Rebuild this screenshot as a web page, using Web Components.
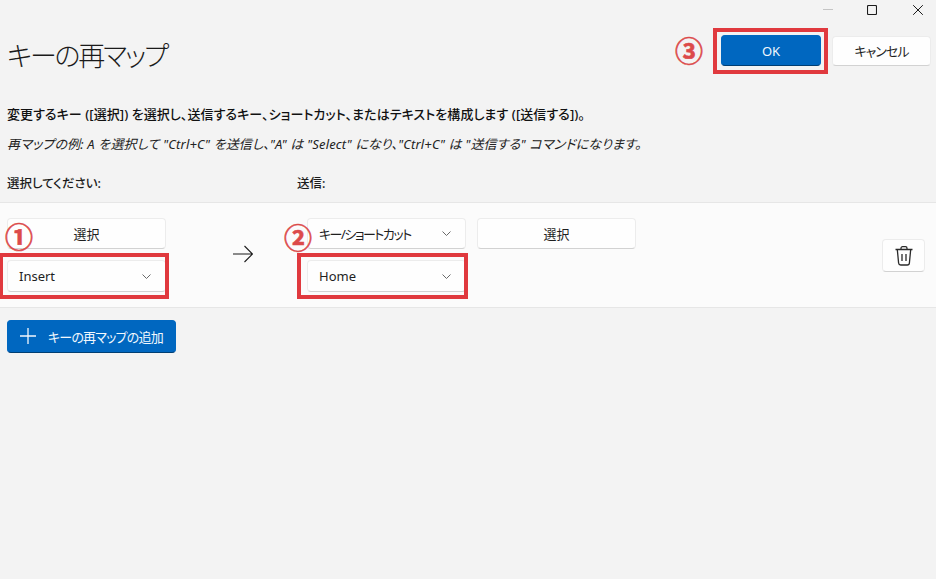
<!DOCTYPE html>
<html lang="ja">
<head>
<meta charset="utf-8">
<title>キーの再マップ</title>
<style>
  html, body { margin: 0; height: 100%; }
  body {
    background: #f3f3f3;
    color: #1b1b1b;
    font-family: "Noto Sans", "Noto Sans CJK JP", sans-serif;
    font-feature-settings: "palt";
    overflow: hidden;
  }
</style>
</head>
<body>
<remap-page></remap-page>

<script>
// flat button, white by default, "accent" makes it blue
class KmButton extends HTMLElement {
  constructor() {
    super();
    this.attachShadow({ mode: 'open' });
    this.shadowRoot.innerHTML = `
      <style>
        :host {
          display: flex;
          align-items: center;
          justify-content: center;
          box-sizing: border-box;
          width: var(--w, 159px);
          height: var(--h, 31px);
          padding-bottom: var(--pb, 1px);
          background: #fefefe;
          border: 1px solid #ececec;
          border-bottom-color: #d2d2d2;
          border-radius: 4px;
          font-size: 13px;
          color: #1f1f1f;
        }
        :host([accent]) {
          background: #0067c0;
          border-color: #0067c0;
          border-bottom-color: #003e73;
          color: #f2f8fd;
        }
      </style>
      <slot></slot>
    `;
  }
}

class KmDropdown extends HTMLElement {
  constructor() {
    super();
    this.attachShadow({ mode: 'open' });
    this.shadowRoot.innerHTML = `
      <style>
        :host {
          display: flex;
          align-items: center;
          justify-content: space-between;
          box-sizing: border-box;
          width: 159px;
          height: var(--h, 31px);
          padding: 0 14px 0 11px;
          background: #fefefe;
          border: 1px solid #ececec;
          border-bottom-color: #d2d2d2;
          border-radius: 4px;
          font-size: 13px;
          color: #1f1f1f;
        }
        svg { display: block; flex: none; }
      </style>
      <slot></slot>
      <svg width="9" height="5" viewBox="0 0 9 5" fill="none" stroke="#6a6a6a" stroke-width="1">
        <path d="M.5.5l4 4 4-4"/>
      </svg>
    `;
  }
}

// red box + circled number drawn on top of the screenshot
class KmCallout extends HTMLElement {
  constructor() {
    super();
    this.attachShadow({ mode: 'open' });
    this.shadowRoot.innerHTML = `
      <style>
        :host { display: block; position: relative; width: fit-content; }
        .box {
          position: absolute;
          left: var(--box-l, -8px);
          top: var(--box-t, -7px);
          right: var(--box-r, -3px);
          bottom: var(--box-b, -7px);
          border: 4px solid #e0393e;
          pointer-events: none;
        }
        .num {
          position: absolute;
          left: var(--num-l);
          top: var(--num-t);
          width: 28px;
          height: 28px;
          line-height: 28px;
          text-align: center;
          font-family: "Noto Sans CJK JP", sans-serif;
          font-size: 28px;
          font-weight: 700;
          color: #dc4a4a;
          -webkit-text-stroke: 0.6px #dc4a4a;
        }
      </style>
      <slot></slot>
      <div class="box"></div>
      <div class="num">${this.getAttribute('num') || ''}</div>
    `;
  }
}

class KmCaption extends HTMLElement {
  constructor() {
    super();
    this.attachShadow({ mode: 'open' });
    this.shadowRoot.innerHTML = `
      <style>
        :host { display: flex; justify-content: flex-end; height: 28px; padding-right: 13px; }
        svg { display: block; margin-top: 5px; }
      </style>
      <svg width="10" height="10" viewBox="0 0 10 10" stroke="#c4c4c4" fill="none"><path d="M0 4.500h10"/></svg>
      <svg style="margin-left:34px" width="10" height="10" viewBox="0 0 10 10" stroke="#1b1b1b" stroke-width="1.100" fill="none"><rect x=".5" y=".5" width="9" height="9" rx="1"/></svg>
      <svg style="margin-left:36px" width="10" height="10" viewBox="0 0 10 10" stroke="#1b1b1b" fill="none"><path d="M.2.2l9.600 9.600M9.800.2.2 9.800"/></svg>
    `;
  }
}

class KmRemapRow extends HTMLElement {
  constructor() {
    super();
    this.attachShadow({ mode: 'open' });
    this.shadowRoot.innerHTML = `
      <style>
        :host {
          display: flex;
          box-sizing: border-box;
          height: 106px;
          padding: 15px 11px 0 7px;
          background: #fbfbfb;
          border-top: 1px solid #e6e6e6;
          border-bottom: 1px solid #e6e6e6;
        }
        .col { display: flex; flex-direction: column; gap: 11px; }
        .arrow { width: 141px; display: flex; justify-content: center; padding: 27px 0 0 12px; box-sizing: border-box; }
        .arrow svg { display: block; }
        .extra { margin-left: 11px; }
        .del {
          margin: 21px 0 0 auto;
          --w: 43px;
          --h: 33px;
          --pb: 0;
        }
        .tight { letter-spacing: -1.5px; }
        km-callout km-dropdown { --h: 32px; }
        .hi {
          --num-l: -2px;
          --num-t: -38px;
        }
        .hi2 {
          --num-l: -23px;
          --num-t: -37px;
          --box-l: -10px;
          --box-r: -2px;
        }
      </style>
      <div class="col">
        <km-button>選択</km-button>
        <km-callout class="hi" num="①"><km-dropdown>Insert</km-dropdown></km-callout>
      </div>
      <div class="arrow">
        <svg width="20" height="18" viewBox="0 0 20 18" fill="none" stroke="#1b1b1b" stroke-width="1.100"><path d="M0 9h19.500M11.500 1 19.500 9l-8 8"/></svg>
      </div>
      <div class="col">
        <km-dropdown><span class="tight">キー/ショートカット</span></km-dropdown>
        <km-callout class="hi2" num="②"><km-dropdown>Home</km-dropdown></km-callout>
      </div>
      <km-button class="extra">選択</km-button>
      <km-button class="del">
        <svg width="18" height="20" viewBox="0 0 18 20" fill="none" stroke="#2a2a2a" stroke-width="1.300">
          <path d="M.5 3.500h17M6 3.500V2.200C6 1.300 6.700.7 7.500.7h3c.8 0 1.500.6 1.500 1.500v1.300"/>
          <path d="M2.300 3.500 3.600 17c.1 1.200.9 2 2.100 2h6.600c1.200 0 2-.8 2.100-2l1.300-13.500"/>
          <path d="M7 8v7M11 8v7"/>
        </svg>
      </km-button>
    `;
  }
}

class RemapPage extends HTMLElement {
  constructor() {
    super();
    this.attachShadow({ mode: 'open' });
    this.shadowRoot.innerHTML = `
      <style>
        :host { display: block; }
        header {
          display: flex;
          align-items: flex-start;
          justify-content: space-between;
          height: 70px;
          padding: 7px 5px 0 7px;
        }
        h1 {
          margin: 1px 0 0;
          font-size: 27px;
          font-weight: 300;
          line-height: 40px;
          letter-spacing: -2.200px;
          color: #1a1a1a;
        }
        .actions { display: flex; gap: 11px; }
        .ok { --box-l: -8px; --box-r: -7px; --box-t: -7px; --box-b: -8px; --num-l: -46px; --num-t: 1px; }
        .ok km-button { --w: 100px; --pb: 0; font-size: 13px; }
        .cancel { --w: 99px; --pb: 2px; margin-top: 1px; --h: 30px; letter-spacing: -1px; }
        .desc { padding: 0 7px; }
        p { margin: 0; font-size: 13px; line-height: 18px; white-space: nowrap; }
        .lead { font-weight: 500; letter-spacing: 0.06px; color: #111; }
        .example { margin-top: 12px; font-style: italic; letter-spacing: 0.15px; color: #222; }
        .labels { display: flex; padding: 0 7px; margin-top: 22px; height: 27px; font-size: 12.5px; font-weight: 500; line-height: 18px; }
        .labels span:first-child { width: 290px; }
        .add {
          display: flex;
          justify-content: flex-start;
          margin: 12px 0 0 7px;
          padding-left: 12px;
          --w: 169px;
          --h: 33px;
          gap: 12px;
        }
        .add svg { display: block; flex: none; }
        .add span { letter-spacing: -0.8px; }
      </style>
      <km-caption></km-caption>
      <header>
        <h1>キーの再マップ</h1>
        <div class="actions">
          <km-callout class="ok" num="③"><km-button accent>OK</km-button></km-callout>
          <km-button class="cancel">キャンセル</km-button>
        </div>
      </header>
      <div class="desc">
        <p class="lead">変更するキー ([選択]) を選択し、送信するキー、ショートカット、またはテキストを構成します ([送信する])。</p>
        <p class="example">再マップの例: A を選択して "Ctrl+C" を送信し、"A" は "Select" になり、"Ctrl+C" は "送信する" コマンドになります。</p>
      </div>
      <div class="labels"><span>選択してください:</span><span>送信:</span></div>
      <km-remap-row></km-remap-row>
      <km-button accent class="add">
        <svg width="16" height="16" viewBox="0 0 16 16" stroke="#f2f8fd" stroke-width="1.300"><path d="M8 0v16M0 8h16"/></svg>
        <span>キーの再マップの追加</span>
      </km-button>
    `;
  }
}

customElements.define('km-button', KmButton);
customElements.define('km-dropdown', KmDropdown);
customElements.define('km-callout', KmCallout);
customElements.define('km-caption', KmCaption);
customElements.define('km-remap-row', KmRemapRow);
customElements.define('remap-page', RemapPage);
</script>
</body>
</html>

--

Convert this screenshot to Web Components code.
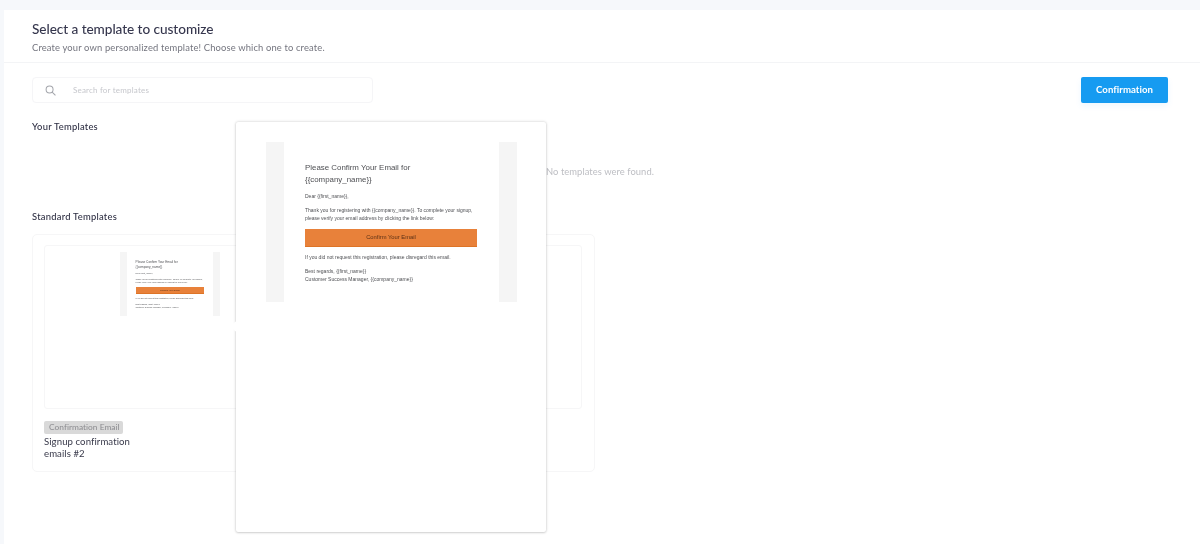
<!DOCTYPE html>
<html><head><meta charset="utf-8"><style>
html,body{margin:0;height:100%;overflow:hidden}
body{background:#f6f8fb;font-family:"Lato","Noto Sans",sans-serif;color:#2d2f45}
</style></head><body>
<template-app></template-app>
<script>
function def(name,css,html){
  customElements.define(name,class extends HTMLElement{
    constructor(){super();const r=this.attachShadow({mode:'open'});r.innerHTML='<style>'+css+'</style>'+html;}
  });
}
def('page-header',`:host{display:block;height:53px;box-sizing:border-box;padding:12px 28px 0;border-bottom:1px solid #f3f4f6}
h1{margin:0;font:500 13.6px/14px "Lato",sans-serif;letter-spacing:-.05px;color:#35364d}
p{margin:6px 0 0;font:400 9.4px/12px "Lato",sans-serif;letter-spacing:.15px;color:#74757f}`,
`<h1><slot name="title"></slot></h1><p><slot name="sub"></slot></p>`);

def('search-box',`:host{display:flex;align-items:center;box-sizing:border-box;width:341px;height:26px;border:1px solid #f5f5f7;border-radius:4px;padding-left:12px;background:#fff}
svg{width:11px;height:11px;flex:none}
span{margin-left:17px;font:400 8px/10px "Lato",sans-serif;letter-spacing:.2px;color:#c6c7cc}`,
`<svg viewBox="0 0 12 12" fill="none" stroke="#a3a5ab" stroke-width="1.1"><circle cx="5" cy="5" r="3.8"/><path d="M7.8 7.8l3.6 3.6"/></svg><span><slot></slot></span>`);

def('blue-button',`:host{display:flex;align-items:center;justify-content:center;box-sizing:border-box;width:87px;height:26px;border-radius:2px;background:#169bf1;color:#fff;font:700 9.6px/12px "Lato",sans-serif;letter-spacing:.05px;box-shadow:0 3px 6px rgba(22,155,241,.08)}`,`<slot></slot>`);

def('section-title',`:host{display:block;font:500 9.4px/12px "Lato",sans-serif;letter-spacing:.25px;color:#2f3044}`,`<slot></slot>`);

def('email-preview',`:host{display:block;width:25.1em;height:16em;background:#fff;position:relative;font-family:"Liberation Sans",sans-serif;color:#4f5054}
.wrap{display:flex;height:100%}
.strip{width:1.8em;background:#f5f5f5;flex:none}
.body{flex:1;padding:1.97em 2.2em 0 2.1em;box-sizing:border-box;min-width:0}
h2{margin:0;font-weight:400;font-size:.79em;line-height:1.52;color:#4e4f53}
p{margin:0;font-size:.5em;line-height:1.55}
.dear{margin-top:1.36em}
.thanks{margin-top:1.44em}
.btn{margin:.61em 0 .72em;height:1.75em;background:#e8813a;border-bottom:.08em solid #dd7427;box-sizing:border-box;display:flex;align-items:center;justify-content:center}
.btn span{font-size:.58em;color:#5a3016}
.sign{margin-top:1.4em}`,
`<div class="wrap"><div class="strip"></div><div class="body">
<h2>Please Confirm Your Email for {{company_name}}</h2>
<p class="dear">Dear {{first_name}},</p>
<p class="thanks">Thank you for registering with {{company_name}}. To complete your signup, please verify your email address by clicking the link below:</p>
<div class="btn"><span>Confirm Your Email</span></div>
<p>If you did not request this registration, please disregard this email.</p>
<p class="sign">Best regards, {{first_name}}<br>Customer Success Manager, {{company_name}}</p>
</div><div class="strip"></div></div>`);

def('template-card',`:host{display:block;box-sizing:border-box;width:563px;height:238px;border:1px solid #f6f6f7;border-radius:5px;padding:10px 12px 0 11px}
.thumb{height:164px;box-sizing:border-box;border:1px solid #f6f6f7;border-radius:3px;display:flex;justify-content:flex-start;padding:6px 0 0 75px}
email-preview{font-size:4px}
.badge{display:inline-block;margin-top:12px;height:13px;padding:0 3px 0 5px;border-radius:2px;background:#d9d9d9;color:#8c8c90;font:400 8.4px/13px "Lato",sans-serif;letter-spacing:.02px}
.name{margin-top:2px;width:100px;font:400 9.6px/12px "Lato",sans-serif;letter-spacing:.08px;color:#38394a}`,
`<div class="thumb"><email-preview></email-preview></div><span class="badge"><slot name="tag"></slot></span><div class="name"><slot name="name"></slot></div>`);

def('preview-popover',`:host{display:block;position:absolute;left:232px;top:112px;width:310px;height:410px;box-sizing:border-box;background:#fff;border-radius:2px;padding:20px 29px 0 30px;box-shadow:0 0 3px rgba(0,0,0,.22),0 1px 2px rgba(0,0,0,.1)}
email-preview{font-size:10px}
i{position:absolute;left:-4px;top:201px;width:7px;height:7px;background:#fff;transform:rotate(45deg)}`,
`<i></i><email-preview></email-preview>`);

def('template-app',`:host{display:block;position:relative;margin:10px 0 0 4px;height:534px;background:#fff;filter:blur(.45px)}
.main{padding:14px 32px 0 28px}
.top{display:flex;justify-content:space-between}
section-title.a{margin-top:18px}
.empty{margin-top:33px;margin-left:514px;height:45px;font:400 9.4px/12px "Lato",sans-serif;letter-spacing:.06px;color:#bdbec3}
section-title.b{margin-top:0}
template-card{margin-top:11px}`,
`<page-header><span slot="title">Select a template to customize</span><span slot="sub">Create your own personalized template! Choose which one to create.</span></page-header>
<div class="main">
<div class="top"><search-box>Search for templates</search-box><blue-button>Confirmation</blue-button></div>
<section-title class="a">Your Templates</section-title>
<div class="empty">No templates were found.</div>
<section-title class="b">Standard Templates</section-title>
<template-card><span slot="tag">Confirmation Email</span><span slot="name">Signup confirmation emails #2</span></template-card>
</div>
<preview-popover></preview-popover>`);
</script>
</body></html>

Goal — Drop the images and output only the lines from the one that contains "Rebuild this screenshot" to the one that contains "<remap-page></remap-page>", both included.

Problem solution —
Rebuild this screenshot as a web page, using Web Components.
<!DOCTYPE html>
<html lang="ja">
<head>
<meta charset="utf-8">
<title>キーの再マップ</title>
<style>
  html, body { margin: 0; height: 100%; }
  body {
    background: #f3f3f3;
    color: #1b1b1b;
    font-family: "Noto Sans", "Noto Sans CJK JP", sans-serif;
    font-feature-settings: "palt";
    overflow: hidden;
  }
</style>
</head>
<body>
<remap-page></remap-page>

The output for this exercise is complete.